» **Exercise directions**:
Give again, verbatim, the lines between the line that contains "Reproduce this screenshot" and the line that contains "const [text, setText]", counting both ends. Pictures are excluded from the copy.

» **Records shown**:
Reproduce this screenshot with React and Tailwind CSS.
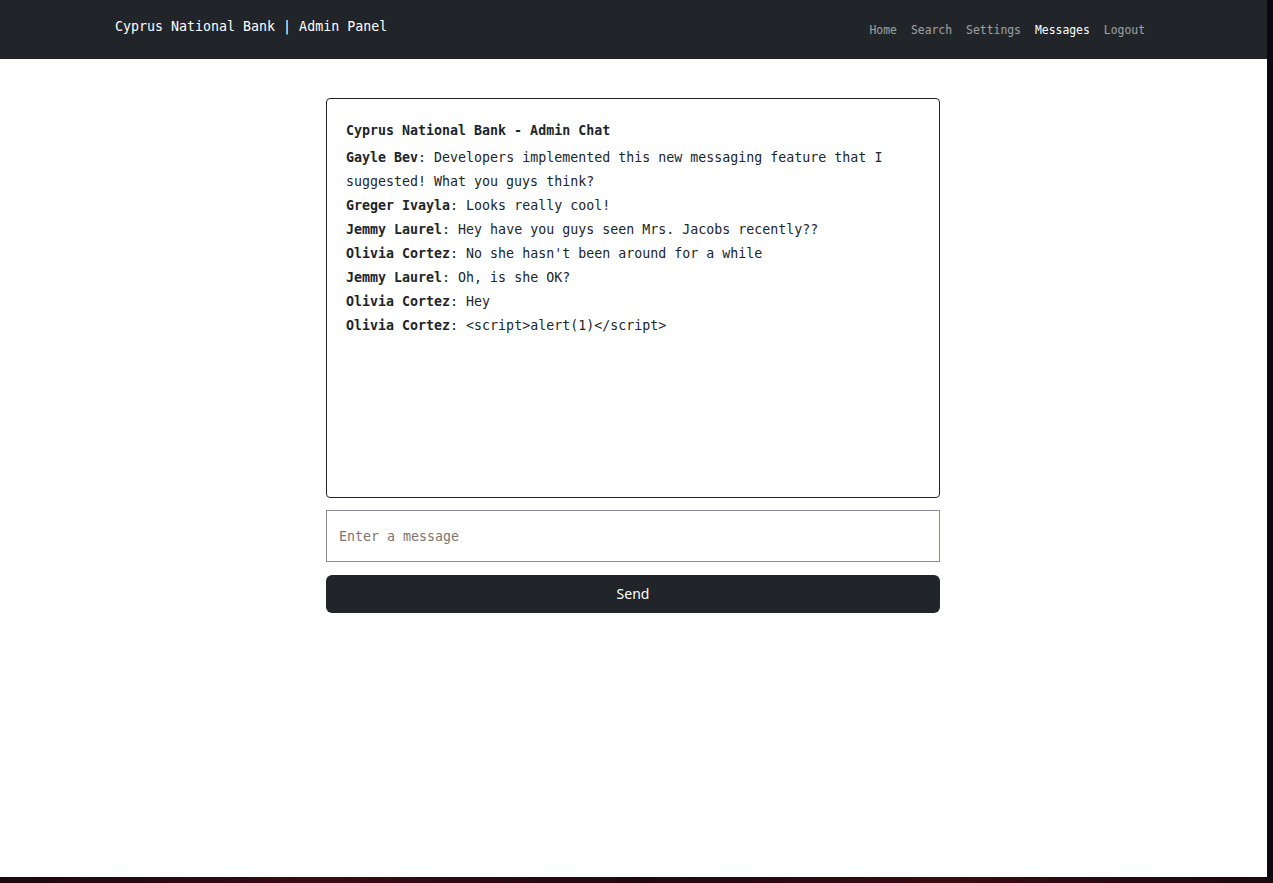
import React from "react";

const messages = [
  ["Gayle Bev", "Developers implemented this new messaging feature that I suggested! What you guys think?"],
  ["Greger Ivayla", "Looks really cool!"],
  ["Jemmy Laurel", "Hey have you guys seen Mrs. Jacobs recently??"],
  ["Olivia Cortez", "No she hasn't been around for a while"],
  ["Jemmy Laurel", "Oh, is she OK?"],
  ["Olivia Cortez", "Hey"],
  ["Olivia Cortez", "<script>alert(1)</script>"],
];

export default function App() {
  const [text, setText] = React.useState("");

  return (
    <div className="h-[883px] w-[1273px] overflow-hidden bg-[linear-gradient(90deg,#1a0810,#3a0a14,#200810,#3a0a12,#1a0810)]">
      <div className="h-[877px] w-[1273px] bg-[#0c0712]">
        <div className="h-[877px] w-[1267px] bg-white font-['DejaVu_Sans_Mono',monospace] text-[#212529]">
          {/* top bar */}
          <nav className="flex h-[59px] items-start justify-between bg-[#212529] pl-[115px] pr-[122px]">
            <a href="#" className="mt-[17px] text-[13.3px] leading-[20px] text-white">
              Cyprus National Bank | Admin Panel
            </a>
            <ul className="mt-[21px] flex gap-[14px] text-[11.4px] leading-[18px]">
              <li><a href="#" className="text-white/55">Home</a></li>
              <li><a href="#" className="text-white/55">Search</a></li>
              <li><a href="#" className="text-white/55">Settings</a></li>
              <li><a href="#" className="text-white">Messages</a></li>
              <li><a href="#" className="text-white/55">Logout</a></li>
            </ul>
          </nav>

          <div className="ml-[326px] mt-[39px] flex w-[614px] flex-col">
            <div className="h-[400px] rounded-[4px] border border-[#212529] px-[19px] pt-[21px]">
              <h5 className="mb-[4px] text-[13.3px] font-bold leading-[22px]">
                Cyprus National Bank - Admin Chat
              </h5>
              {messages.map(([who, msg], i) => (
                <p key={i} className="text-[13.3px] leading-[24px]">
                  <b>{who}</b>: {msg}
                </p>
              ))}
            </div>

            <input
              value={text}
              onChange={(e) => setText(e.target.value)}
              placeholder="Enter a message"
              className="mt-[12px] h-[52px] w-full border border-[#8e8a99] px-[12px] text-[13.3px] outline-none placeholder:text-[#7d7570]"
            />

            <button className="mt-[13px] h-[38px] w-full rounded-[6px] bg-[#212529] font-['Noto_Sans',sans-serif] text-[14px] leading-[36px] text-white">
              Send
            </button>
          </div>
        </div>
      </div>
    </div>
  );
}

--

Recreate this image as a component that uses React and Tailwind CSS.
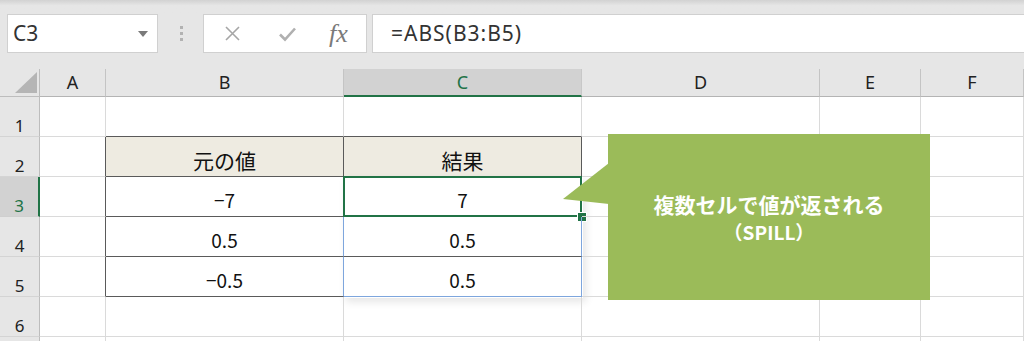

» **Finished task**:
Reproduce this screenshot with React and Tailwind CSS.
import React from "react";

const messages = [
  ["Gayle Bev", "Developers implemented this new messaging feature that I suggested! What you guys think?"],
  ["Greger Ivayla", "Looks really cool!"],
  ["Jemmy Laurel", "Hey have you guys seen Mrs. Jacobs recently??"],
  ["Olivia Cortez", "No she hasn't been around for a while"],
  ["Jemmy Laurel", "Oh, is she OK?"],
  ["Olivia Cortez", "Hey"],
  ["Olivia Cortez", "<script>alert(1)</script>"],
];

export default function App() {
  const [text, setText] = React.useState("");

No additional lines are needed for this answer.